» EXERCISE MATERIALS
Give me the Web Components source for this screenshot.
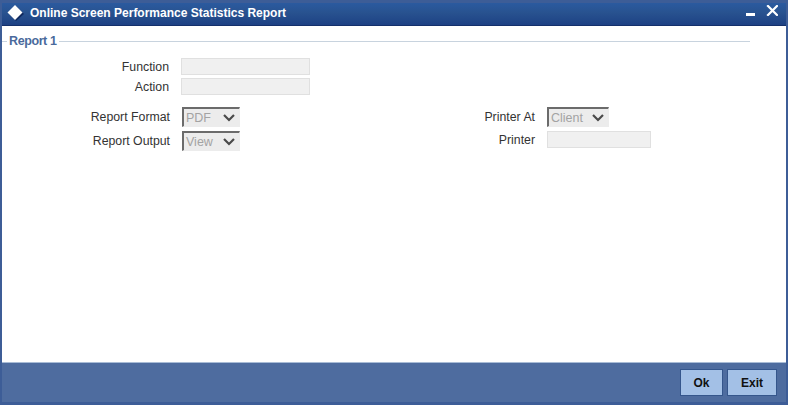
<!DOCTYPE html>
<html>
<head>
<meta charset="utf-8">
<style>
  html, body { margin: 0; padding: 0; }
  body { font: 12px "Liberation Sans", Arial, sans-serif; }
</style>
</head>
<body>
<report-window heading="Online Screen Performance Statistics Report">
  <report-group legend="Report 1">
    <div style="display:flex;flex-direction:column;gap:3px">
      <form-row label="Function" width="179"><text-box width="129"></text-box></form-row>
      <form-row label="Action" width="179"><text-box width="129"></text-box></form-row>
    </div>
    <div style="display:flex;margin-top:12px">
      <div style="display:flex;flex-direction:column;gap:4px;width:476px">
        <form-row label="Report Format" width="180"><select-box value="PDF" width="58"></select-box></form-row>
        <form-row label="Report Output" width="180"><select-box value="View" width="58"></select-box></form-row>
      </div>
      <div style="display:flex;flex-direction:column;gap:4px">
        <form-row label="Printer At" width="69"><select-box value="Client" width="62"></select-box></form-row>
        <form-row label="Printer" width="69"><text-box width="104"></text-box></form-row>
      </div>
    </div>
  </report-group>
  <action-button slot="actions" width="43">Ok</action-button>
  <action-button slot="actions" width="50">Exit</action-button>
</report-window>

<script>
class ReportWindow extends HTMLElement {
  constructor() {
    super();
    this.attachShadow({ mode: 'open' }).innerHTML = `
      <style>
        :host { display: flex; flex-direction: column; width: 788px; height: 405px; box-sizing: border-box;
                background: #3d5d97; padding: 3px 2px; overflow: hidden; }
        .title { flex: none; height: 23px; box-sizing: border-box; display: flex; align-items: center; padding: 0 8px 2px 5px;
                 background: linear-gradient(#2b5a9f, #28528f 45%, #1d4184); border-bottom: 1px solid #14306b; color: #fff; }
        .title svg { flex: none; display: block; }
        .controls { align-self: flex-start; margin-top: 2px; }
        h1 { flex: 1; margin: 0 0 0 6px; font: bold 12px "Liberation Sans", Arial, sans-serif; }
        .body { flex: 1; background: #fff; min-height: 0; }
        .foot { flex: none; height: 40px; border-top: 1px solid #a9bcd6; background: #4e6c9f;
                display: flex; justify-content: flex-end; align-items: flex-start; gap: 4px; padding: 6px 9px 0 0; box-sizing: border-box; }
      </style>
      <div class="title">
        <svg width="17" height="16" viewBox="0 0 17 16">
          <path d="M9 1 L17 9 L9 16 L2 9 Z" fill="#10295e"/>
          <path d="M8 0 L15.5 7.5 L8 15 L0.5 7.5 Z" fill="#fff"/>
        </svg>
        <h1></h1>
        <svg class="controls" width="32" height="11" viewBox="0 0 32 11" fill="#fff">
          <rect x="0" y="8" width="9" height="3"/>
          <path d="M22 1 L31 10 M31 1 L22 10" stroke="#fff" stroke-width="2.2" stroke-linecap="square"/>
        </svg>
      </div>
      <div class="body"><slot></slot></div>
      <div class="foot"><slot name="actions"></slot></div>`;
  }
  connectedCallback() {
    this.shadowRoot.querySelector('h1').textContent = this.getAttribute('heading');
  }
}

class ReportGroup extends HTMLElement {
  constructor() {
    super();
    this.attachShadow({ mode: 'open' }).innerHTML = `
      <style>
        :host { display: block; padding: 7px 0 0 0; }
        .legend { display: flex; align-items: center; height: 16px; margin-right: 36px; color: #4a6a9c;
                  font: bold 12.5px "Liberation Sans", Arial, sans-serif; letter-spacing: -.4px; }
        .legend::before { content: ""; width: 5px; height: 1px; background: #c8d3de; margin-right: 2px; }
        .legend::after { content: ""; flex: 1; height: 1px; background: #c8d3de; margin-left: 2px; }
        .content { padding-top: 9px; }
      </style>
      <div class="legend"></div>
      <div class="content"><slot></slot></div>`;
  }
  connectedCallback() {
    this.shadowRoot.querySelector('.legend').textContent = this.getAttribute('legend');
  }
}

class FormRow extends HTMLElement {
  constructor() {
    super();
    this.attachShadow({ mode: 'open' }).innerHTML = `
      <style>
        :host { display: flex; align-items: center; }
        label { text-align: right; color: #333; padding-right: 12px; box-sizing: border-box; font-size: 12.3px; }
      </style>
      <label></label><slot></slot>`;
  }
  connectedCallback() {
    const label = this.shadowRoot.querySelector('label');
    label.textContent = this.getAttribute('label');
    label.style.width = this.getAttribute('width') + 'px';
  }
}

class TextBox extends HTMLElement {
  constructor() {
    super();
    this.attachShadow({ mode: 'open' }).innerHTML = `
      <style>
        :host { display: block; height: 17px; box-sizing: border-box; background: #f0f0f0; border: 1px solid #e0e0e0; }
      </style>`;
  }
  connectedCallback() {
    this.style.width = this.getAttribute('width') + 'px';
  }
}

class SelectBox extends HTMLElement {
  constructor() {
    super();
    this.attachShadow({ mode: 'open' }).innerHTML = `
      <style>
        :host { display: flex; align-items: center; justify-content: space-between; height: 20px; box-sizing: border-box;
                background: #ececec; border: 1px solid #ececec; border-top: 2px solid #6b6b6b; border-left: 2px solid #6b6b6b;
                color: #a3a3a3; font-size: 12.5px; padding: 0 4px 0 2px; }
        svg { display: block; flex: none; }
      </style>
      <span></span>
      <svg width="12" height="8" viewBox="0 0 12 8"><path d="M1 1 L6 6 L11 1" fill="none" stroke="#4a4a4a" stroke-width="2.2"/></svg>`;
  }
  connectedCallback() {
    this.shadowRoot.querySelector('span').textContent = this.getAttribute('value');
    this.style.width = this.getAttribute('width') + 'px';
  }
}

class ActionButton extends HTMLElement {
  constructor() {
    super();
    this.attachShadow({ mode: 'open' }).innerHTML = `
      <style>
        :host { display: flex; align-items: center; justify-content: center; height: 27px; box-sizing: border-box;
                background: #a3c0e6; border: 1px solid #35568c; color: #111; font: bold 12px "Liberation Sans", Arial, sans-serif; }
      </style>
      <slot></slot>`;
  }
  connectedCallback() {
    this.style.width = this.getAttribute('width') + 'px';
  }
}

customElements.define('report-window', ReportWindow);
customElements.define('report-group', ReportGroup);
customElements.define('form-row', FormRow);
customElements.define('text-box', TextBox);
customElements.define('select-box', SelectBox);
customElements.define('action-button', ActionButton);
</script>
</body>
</html>
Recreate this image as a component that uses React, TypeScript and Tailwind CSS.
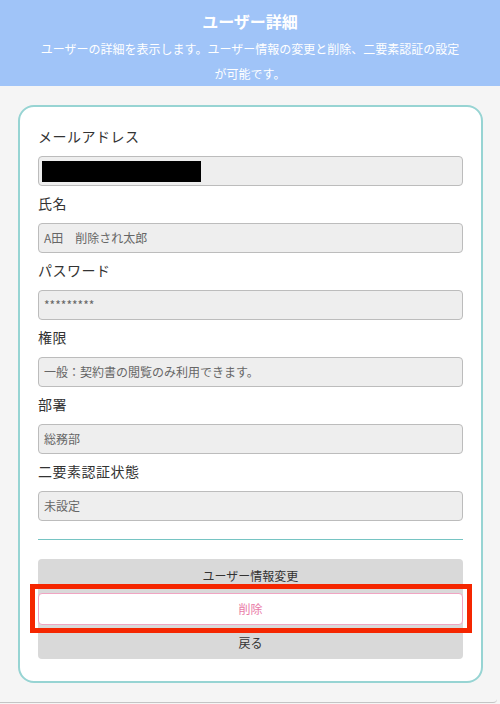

» WORK REQUIRED
Begin with the first line of the records and repeat every line up to the one with "</report-window>", counting that line too. Pictures are not part of the copy.

» EXPECTED OUTPUT
Give me the Web Components source for this screenshot.
<!DOCTYPE html>
<html>
<head>
<meta charset="utf-8">
<style>
  html, body { margin: 0; padding: 0; }
  body { font: 12px "Liberation Sans", Arial, sans-serif; }
</style>
</head>
<body>
<report-window heading="Online Screen Performance Statistics Report">
  <report-group legend="Report 1">
    <div style="display:flex;flex-direction:column;gap:3px">
      <form-row label="Function" width="179"><text-box width="129"></text-box></form-row>
      <form-row label="Action" width="179"><text-box width="129"></text-box></form-row>
    </div>
    <div style="display:flex;margin-top:12px">
      <div style="display:flex;flex-direction:column;gap:4px;width:476px">
        <form-row label="Report Format" width="180"><select-box value="PDF" width="58"></select-box></form-row>
        <form-row label="Report Output" width="180"><select-box value="View" width="58"></select-box></form-row>
      </div>
      <div style="display:flex;flex-direction:column;gap:4px">
        <form-row label="Printer At" width="69"><select-box value="Client" width="62"></select-box></form-row>
        <form-row label="Printer" width="69"><text-box width="104"></text-box></form-row>
      </div>
    </div>
  </report-group>
  <action-button slot="actions" width="43">Ok</action-button>
  <action-button slot="actions" width="50">Exit</action-button>
</report-window>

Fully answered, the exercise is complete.